— begin Given information —

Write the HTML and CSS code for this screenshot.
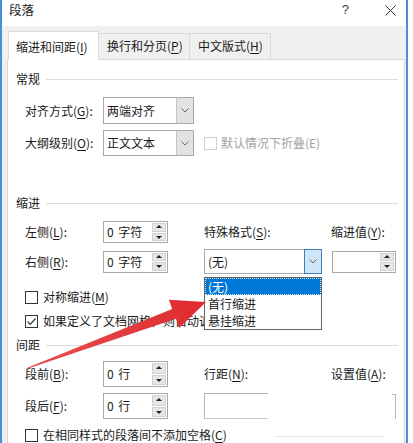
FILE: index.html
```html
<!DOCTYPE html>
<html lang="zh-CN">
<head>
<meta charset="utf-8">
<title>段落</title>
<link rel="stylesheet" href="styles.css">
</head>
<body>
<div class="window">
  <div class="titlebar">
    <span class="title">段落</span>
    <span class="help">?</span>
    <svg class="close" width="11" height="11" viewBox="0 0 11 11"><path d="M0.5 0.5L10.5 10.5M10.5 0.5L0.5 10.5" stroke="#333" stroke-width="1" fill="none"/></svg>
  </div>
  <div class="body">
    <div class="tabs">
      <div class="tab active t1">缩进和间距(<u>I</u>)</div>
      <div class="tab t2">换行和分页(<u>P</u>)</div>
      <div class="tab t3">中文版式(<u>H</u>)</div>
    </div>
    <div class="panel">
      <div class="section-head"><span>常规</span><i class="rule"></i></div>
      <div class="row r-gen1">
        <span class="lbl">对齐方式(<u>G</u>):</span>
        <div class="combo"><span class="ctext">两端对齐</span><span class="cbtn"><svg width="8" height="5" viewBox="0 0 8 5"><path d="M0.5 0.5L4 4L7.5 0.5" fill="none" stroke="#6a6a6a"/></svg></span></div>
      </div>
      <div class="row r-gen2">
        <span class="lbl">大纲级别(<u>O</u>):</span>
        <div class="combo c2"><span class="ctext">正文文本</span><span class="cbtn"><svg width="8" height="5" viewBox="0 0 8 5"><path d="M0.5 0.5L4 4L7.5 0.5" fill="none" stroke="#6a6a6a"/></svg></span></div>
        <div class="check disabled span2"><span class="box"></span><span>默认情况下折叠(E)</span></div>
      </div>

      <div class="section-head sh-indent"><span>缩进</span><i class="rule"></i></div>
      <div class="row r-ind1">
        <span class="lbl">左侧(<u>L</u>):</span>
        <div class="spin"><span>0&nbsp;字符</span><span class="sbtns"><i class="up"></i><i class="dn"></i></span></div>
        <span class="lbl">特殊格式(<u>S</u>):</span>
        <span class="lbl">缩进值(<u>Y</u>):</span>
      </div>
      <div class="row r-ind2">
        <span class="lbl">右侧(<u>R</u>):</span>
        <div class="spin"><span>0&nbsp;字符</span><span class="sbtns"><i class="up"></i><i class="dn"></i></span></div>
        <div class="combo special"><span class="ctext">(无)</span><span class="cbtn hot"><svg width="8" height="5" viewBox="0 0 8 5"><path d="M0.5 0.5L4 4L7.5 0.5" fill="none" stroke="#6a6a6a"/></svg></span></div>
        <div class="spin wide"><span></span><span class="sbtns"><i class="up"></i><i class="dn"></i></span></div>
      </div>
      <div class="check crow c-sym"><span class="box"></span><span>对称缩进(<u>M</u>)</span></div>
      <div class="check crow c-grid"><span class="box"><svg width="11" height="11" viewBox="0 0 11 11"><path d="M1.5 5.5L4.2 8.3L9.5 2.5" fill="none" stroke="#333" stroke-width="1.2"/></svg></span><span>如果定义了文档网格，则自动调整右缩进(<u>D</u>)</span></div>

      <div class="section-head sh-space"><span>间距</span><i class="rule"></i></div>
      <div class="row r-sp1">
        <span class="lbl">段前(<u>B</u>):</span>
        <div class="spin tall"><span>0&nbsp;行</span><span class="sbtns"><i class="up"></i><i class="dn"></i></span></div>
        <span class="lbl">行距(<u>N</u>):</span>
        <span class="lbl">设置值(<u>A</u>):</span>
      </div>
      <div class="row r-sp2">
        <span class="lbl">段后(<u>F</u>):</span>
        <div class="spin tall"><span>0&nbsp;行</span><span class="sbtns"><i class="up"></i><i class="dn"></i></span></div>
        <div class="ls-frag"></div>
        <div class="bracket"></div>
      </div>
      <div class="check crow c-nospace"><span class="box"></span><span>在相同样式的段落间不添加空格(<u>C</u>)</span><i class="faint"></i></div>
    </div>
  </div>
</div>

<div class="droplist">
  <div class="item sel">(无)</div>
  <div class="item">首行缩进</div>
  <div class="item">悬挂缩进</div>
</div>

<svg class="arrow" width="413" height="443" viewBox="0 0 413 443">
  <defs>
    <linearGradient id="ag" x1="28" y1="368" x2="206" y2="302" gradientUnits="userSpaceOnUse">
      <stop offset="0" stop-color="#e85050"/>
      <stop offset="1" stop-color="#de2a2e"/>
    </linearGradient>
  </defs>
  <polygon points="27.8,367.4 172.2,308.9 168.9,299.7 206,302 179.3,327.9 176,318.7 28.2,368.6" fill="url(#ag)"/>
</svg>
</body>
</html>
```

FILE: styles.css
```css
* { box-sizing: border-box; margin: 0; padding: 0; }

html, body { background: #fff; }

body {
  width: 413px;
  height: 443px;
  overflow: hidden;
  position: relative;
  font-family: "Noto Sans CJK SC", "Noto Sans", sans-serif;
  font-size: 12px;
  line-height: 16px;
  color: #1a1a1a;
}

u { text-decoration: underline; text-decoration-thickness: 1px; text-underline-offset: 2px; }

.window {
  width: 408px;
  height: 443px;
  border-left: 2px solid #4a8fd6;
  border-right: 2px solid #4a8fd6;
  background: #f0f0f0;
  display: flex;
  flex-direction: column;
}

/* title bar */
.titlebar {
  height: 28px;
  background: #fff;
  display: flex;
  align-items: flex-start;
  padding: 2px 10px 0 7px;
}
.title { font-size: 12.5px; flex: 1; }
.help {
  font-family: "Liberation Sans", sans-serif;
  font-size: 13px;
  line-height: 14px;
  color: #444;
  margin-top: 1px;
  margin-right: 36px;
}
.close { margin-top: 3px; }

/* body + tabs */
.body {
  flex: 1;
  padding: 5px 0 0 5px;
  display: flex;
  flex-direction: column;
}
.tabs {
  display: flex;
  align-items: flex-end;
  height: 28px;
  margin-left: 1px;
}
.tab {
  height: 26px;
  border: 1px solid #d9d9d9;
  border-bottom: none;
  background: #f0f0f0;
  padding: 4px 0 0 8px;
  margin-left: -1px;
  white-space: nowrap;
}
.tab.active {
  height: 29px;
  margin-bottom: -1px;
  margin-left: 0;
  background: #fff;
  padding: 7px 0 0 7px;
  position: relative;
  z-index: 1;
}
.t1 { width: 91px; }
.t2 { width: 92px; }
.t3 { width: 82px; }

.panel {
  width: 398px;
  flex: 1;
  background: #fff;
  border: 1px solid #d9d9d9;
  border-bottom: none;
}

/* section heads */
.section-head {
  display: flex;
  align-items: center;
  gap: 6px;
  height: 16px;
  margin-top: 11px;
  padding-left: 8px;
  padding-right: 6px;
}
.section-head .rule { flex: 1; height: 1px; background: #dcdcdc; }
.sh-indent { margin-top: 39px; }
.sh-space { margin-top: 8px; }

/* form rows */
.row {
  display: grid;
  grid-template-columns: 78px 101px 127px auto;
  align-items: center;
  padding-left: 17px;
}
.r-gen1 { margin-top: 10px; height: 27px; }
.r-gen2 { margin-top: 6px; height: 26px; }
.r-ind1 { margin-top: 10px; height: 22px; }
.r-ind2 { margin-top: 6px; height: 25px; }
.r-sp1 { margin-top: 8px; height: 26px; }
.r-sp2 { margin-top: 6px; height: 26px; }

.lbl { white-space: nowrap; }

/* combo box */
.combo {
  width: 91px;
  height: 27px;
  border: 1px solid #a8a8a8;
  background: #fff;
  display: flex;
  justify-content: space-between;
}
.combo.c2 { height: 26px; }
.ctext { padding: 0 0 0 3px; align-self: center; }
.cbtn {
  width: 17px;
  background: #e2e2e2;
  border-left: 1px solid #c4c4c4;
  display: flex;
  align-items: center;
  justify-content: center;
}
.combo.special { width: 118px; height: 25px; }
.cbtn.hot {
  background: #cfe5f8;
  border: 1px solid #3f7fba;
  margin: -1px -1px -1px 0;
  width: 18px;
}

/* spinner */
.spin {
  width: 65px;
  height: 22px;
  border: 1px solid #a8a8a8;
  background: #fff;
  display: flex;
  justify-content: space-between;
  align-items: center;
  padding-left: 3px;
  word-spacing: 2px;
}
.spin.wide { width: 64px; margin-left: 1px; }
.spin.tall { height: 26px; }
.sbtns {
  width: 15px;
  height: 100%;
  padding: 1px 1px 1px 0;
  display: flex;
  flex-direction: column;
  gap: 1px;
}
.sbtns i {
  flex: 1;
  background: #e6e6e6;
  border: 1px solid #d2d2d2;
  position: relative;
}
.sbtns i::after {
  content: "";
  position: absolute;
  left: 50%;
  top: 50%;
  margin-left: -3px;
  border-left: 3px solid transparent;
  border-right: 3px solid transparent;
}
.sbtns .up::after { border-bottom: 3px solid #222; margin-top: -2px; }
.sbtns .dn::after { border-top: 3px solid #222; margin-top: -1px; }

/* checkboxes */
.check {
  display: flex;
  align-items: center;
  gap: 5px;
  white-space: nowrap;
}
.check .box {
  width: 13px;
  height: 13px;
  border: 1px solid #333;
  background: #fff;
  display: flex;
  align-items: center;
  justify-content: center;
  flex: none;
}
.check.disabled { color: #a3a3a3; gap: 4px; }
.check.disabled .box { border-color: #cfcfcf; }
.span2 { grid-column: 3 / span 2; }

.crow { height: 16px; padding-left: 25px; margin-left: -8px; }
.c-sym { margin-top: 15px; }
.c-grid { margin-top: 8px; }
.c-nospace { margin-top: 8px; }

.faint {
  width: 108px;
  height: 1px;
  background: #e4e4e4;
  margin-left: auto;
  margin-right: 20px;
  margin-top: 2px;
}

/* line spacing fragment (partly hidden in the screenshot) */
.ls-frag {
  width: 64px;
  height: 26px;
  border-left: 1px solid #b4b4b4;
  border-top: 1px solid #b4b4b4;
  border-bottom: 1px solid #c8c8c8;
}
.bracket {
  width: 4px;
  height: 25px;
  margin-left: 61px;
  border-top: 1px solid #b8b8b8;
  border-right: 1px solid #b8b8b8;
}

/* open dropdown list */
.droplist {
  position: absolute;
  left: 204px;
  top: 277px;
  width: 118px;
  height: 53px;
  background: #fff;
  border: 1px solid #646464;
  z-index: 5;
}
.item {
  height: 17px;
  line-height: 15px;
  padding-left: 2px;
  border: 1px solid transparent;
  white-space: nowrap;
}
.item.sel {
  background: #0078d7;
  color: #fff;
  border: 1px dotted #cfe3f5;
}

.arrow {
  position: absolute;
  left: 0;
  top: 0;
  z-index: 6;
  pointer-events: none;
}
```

— end Given information —
— begin Given information —

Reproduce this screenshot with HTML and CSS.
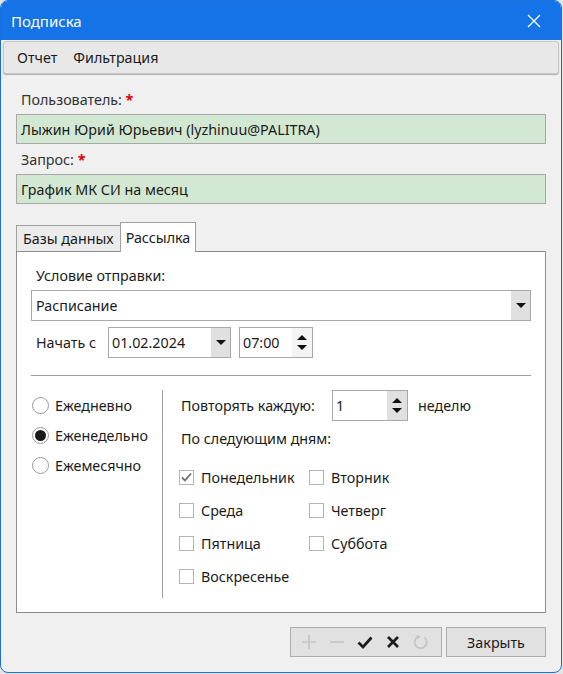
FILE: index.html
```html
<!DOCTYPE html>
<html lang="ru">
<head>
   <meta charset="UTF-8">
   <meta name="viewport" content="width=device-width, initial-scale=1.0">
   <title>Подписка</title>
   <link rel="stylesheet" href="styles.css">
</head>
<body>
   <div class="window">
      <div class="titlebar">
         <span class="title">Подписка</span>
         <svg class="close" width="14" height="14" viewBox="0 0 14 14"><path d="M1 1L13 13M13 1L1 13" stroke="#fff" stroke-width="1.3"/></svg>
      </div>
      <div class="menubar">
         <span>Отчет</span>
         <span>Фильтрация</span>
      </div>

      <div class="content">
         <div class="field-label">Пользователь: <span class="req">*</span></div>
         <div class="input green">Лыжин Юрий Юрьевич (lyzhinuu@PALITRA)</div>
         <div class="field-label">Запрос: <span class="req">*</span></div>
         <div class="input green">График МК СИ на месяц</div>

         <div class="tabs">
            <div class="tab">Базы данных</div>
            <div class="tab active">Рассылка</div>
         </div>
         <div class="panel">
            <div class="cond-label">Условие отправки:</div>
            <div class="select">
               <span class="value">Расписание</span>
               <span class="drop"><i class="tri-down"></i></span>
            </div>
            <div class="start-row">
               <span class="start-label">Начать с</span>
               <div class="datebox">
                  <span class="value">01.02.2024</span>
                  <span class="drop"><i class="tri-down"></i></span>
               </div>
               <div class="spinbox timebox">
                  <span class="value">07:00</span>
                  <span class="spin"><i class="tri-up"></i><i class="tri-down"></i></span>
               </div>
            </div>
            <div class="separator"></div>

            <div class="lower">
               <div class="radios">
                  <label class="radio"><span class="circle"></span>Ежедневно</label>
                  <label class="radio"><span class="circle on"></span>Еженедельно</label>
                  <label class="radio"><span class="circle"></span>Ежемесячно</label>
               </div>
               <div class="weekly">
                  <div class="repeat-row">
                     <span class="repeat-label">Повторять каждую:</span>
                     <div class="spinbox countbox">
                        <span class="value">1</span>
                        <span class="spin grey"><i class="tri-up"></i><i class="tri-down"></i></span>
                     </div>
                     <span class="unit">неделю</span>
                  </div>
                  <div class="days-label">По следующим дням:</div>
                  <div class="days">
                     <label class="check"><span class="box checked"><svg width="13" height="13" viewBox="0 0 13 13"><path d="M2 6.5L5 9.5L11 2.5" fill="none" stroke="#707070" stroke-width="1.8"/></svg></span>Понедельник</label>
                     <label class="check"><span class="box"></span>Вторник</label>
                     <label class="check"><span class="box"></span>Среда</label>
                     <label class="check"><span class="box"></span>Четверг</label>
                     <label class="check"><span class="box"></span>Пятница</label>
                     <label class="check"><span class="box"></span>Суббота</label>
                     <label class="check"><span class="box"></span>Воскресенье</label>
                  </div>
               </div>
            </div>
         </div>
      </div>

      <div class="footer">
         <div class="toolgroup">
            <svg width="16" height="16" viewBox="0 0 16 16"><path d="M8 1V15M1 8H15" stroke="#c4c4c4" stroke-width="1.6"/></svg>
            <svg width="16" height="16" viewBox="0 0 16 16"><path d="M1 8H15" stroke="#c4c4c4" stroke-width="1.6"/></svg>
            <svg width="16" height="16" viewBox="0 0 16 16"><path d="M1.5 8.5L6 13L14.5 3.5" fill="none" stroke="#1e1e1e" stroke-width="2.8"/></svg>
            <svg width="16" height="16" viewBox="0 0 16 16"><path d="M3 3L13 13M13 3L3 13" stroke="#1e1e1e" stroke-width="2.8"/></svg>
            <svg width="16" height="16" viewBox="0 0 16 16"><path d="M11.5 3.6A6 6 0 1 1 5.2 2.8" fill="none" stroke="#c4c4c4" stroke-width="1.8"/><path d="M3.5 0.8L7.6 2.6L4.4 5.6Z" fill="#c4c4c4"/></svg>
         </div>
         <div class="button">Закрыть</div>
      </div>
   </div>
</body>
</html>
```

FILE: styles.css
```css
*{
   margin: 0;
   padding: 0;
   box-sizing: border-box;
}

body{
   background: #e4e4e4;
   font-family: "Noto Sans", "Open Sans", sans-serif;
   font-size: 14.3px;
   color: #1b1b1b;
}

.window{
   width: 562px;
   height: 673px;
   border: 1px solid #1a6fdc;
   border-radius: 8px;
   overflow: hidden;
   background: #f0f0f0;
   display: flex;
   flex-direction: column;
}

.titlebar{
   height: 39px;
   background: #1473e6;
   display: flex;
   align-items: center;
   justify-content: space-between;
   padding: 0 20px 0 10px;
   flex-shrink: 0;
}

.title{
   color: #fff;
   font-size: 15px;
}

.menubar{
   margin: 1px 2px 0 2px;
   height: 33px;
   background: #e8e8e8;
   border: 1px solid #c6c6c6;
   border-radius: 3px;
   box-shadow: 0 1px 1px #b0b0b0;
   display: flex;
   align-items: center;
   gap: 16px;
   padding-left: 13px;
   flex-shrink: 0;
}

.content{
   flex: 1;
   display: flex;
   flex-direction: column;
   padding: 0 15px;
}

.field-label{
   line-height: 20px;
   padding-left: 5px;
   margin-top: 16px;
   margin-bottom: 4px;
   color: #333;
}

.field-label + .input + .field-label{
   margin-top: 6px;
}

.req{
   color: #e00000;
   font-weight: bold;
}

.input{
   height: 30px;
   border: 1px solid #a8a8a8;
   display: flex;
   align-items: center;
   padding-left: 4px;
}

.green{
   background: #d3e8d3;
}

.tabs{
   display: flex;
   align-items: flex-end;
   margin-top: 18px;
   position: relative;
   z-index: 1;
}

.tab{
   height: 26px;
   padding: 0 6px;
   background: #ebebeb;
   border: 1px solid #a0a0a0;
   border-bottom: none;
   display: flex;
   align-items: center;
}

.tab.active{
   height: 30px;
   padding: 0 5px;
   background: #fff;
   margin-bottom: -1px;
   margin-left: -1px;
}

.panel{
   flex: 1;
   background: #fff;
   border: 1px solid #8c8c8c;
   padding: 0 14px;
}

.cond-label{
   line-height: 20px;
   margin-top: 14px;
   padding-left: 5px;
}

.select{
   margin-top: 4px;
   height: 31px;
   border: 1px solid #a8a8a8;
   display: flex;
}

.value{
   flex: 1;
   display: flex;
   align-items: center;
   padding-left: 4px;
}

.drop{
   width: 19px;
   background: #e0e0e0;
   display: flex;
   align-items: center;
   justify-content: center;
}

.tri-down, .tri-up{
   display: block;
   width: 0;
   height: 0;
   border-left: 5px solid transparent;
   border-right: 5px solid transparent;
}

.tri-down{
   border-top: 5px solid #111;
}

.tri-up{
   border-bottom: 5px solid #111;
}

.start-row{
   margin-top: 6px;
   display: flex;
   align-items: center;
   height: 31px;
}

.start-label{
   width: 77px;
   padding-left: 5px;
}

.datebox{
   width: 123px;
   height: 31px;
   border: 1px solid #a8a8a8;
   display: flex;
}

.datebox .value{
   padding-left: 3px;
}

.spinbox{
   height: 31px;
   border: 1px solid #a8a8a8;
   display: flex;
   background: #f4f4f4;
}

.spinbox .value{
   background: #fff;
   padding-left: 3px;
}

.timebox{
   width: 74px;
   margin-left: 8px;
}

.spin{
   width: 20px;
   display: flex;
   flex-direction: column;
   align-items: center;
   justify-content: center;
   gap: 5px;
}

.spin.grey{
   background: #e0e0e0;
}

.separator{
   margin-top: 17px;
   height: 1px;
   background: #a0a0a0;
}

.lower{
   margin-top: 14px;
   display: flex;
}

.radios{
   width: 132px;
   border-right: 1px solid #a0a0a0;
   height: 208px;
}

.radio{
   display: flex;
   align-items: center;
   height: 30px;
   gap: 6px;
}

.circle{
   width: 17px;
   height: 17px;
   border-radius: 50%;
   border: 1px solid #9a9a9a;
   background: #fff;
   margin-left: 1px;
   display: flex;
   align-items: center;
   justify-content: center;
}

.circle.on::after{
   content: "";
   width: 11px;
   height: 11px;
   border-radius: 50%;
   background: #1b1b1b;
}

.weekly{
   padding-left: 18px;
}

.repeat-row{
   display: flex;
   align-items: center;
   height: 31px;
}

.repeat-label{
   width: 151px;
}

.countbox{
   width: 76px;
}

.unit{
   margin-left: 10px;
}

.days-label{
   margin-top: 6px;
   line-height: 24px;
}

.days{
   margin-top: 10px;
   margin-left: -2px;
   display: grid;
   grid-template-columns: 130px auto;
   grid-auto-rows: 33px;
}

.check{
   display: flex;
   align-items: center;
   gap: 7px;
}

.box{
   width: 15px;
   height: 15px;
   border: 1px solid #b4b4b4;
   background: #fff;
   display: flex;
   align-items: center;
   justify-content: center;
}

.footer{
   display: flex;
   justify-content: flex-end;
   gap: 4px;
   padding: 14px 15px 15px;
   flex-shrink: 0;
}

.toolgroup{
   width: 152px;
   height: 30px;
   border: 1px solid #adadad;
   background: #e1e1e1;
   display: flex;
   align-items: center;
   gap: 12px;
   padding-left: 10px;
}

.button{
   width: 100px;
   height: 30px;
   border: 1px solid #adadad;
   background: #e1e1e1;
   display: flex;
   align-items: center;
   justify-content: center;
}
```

— end Given information —

→ **What is expected**
Check every line of the data, and copy the ones that contain "this".

→ **Expected output**
Write the HTML and CSS code for this screenshot.
Reproduce this screenshot with HTML and CSS.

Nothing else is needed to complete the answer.